Requirements.
Every line that contains the word "React" should be copied.
(begin)
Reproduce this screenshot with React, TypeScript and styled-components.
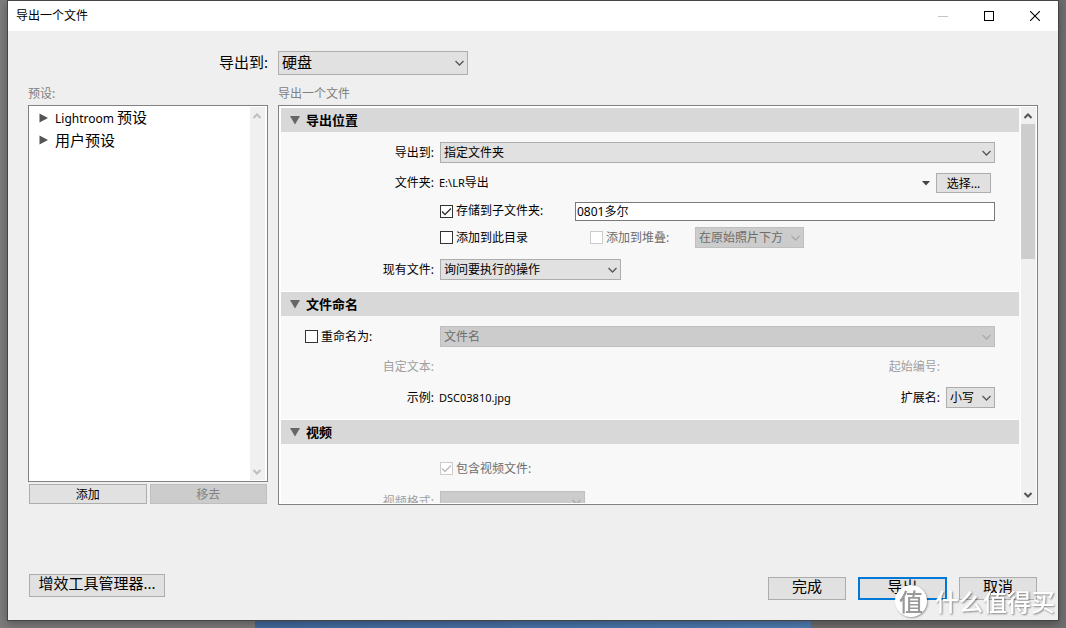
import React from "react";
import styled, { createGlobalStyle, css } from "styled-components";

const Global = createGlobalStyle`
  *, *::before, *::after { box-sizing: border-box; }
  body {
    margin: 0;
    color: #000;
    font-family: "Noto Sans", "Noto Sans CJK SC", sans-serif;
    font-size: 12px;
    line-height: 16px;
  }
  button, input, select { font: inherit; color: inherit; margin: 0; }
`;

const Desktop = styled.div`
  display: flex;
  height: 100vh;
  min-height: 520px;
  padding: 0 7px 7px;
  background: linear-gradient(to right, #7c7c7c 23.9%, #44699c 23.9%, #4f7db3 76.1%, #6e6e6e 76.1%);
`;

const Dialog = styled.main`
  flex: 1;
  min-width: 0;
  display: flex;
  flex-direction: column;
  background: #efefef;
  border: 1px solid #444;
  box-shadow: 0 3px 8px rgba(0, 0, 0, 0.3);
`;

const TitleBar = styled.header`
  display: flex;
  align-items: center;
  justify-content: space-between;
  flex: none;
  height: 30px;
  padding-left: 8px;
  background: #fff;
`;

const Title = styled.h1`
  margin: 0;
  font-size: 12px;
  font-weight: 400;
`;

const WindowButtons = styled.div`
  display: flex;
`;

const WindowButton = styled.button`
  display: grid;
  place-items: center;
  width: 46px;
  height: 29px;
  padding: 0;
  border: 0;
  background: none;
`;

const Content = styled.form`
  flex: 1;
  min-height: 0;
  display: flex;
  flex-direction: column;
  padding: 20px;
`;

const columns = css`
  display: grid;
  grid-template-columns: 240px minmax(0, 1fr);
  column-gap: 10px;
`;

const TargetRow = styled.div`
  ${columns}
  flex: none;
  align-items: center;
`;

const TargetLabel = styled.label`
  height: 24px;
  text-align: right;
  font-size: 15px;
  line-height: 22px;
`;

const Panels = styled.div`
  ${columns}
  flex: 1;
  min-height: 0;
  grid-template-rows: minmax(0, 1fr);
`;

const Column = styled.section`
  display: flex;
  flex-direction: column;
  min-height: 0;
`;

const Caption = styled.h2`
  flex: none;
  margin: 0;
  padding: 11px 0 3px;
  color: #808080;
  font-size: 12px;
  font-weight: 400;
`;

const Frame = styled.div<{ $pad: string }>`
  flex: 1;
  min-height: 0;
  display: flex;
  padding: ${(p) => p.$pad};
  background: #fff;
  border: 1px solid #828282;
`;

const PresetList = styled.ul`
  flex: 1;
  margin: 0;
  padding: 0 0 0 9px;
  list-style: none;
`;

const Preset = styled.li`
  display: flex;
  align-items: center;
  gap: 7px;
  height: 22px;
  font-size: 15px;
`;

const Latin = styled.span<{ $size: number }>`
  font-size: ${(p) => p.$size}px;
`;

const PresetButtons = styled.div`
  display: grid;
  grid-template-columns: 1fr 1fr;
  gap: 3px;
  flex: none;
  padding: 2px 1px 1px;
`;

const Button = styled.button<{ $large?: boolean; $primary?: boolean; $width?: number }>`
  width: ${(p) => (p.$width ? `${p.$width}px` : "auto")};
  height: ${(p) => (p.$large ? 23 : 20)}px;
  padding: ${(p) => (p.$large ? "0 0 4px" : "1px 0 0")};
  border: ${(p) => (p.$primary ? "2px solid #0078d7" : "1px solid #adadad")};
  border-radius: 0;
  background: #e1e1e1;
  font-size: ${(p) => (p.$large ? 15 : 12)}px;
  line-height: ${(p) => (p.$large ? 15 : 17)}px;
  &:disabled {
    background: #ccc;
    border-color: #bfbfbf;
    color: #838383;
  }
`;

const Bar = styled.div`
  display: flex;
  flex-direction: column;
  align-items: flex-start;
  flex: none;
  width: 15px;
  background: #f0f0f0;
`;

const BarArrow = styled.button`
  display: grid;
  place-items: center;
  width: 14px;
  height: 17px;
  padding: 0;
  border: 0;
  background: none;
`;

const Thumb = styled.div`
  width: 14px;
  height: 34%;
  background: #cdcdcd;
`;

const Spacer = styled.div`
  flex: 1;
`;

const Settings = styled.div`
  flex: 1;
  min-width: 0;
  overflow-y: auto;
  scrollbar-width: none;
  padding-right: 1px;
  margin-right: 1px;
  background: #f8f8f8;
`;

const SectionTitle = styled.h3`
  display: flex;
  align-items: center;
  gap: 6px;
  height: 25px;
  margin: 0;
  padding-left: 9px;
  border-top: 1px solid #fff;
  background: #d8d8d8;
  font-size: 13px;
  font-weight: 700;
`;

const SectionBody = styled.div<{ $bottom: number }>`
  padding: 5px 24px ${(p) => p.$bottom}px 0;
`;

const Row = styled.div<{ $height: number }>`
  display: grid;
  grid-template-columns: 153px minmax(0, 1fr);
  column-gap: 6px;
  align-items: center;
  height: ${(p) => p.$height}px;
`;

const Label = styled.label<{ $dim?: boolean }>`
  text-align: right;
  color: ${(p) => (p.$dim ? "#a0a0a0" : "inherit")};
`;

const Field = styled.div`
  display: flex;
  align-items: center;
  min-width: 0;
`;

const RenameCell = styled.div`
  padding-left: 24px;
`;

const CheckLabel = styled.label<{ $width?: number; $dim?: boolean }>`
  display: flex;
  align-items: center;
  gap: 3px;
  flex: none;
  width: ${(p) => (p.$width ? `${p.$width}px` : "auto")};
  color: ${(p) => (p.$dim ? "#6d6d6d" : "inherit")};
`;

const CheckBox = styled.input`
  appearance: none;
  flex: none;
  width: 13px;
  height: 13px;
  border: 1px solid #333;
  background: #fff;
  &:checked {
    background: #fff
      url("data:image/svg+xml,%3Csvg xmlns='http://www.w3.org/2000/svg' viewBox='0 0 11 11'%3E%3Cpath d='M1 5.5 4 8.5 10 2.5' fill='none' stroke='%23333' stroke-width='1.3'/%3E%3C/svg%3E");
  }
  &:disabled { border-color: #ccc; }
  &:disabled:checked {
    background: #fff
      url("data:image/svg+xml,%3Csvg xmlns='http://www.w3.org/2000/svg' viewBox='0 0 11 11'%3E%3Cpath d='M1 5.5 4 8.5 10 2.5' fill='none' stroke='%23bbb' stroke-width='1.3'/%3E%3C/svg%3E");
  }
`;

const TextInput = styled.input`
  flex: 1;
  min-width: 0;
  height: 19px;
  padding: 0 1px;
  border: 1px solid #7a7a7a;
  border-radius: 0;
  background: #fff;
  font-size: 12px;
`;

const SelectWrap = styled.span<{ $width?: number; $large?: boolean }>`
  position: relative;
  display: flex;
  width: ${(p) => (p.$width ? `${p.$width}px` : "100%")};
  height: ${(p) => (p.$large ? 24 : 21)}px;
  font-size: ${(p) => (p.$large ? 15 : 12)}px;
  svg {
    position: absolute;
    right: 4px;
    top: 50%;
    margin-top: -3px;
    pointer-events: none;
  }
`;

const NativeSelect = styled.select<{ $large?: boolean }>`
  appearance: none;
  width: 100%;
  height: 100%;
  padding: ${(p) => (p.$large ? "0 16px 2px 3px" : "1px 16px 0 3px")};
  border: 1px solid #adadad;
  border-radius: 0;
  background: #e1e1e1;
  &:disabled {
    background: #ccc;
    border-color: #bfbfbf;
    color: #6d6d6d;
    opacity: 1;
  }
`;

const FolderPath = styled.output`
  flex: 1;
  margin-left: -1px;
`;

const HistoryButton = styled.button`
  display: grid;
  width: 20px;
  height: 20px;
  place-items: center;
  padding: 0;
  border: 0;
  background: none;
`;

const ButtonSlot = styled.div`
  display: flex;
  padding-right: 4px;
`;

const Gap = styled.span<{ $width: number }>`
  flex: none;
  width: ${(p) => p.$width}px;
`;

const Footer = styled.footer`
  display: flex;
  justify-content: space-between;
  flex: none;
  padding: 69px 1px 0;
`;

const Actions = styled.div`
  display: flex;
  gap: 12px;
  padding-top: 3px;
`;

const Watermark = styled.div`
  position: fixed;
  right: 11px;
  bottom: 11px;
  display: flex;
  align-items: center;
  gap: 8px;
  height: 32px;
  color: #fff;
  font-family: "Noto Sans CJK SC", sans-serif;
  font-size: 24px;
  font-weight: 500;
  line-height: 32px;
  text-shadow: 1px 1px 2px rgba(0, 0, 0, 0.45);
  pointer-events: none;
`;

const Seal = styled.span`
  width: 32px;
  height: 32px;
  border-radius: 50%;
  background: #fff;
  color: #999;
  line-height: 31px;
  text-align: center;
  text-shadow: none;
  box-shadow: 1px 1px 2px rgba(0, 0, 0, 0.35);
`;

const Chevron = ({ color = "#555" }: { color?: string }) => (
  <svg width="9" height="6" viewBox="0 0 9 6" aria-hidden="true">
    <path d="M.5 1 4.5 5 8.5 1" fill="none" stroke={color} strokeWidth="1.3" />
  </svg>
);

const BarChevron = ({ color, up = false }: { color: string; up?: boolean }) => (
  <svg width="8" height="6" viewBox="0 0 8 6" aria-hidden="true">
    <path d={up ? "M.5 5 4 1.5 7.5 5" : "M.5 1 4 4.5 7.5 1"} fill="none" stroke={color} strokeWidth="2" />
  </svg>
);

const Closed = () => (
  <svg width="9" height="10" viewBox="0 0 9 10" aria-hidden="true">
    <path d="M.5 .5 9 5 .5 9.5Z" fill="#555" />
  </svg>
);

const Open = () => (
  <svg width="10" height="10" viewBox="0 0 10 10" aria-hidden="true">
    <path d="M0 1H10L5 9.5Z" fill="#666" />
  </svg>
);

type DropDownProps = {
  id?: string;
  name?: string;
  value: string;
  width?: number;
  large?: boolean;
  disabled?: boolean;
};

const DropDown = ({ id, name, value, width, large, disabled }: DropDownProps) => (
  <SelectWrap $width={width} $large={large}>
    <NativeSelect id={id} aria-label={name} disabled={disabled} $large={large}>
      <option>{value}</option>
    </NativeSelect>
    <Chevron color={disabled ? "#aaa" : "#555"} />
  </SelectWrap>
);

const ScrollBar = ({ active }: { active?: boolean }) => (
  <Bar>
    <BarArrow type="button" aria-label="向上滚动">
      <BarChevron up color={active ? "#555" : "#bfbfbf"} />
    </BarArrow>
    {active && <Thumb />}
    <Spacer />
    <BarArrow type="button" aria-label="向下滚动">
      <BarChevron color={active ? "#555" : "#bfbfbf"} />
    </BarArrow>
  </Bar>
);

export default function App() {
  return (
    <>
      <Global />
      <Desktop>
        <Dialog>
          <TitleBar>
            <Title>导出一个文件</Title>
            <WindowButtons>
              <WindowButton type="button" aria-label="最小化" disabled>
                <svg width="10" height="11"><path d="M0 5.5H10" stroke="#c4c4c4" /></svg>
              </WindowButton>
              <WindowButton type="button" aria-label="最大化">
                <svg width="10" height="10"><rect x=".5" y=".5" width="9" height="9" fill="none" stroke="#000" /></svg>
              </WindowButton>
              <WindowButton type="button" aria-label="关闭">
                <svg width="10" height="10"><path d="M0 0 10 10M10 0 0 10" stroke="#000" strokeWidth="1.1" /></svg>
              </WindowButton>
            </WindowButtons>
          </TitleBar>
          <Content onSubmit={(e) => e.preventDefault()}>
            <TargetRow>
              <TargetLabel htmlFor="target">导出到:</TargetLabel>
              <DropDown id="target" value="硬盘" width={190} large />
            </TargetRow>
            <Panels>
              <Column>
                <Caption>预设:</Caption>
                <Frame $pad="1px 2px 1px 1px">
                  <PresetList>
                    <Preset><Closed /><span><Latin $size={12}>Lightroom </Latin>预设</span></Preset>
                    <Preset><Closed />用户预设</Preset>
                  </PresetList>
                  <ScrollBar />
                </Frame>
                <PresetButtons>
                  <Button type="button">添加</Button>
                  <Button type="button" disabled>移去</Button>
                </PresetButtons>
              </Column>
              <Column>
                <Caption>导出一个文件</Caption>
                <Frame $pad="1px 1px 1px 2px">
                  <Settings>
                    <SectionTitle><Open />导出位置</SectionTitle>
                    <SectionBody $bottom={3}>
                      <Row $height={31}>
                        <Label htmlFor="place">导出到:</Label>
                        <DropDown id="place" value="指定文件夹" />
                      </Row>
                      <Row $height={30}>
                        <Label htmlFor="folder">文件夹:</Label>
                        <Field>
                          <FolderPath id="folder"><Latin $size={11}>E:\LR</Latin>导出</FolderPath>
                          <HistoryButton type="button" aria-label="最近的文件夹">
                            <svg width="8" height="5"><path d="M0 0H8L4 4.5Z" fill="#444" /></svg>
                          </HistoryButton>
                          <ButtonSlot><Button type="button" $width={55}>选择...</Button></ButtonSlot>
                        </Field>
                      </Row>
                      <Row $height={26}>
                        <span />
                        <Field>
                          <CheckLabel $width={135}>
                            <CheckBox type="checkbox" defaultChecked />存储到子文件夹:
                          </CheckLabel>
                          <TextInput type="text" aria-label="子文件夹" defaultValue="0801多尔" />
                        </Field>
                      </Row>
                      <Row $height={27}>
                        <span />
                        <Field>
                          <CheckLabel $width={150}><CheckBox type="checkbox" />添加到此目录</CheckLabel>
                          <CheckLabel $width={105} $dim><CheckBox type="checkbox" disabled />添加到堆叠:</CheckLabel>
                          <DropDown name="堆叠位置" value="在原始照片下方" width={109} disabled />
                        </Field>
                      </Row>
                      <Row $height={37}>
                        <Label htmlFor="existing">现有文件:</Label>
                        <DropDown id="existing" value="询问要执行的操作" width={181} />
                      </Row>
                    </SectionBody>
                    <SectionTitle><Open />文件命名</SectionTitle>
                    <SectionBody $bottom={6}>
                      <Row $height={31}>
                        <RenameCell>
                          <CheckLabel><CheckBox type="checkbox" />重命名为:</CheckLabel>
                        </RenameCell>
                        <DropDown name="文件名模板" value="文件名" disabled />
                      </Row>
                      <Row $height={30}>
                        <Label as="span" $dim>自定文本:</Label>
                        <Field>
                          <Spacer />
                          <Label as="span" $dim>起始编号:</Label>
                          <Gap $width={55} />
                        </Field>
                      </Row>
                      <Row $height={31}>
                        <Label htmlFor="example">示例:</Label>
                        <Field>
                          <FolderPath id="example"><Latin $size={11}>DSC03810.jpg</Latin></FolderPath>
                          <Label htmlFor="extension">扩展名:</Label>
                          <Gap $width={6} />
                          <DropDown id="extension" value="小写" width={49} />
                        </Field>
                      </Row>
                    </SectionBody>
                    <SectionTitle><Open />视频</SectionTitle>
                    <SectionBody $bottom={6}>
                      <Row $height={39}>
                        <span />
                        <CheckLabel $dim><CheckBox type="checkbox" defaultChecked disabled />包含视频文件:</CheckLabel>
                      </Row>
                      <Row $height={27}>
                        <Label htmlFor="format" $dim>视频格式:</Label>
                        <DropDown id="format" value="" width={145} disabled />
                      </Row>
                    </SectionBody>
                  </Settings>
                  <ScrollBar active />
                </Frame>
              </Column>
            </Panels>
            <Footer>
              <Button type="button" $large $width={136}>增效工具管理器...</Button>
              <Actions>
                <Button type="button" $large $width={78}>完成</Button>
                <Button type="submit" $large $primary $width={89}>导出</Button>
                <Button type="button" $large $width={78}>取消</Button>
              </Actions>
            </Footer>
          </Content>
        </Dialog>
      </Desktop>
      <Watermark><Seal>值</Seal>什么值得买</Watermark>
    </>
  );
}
(end)
Solution.
Reproduce this screenshot with React, TypeScript and styled-components.
import React from "react";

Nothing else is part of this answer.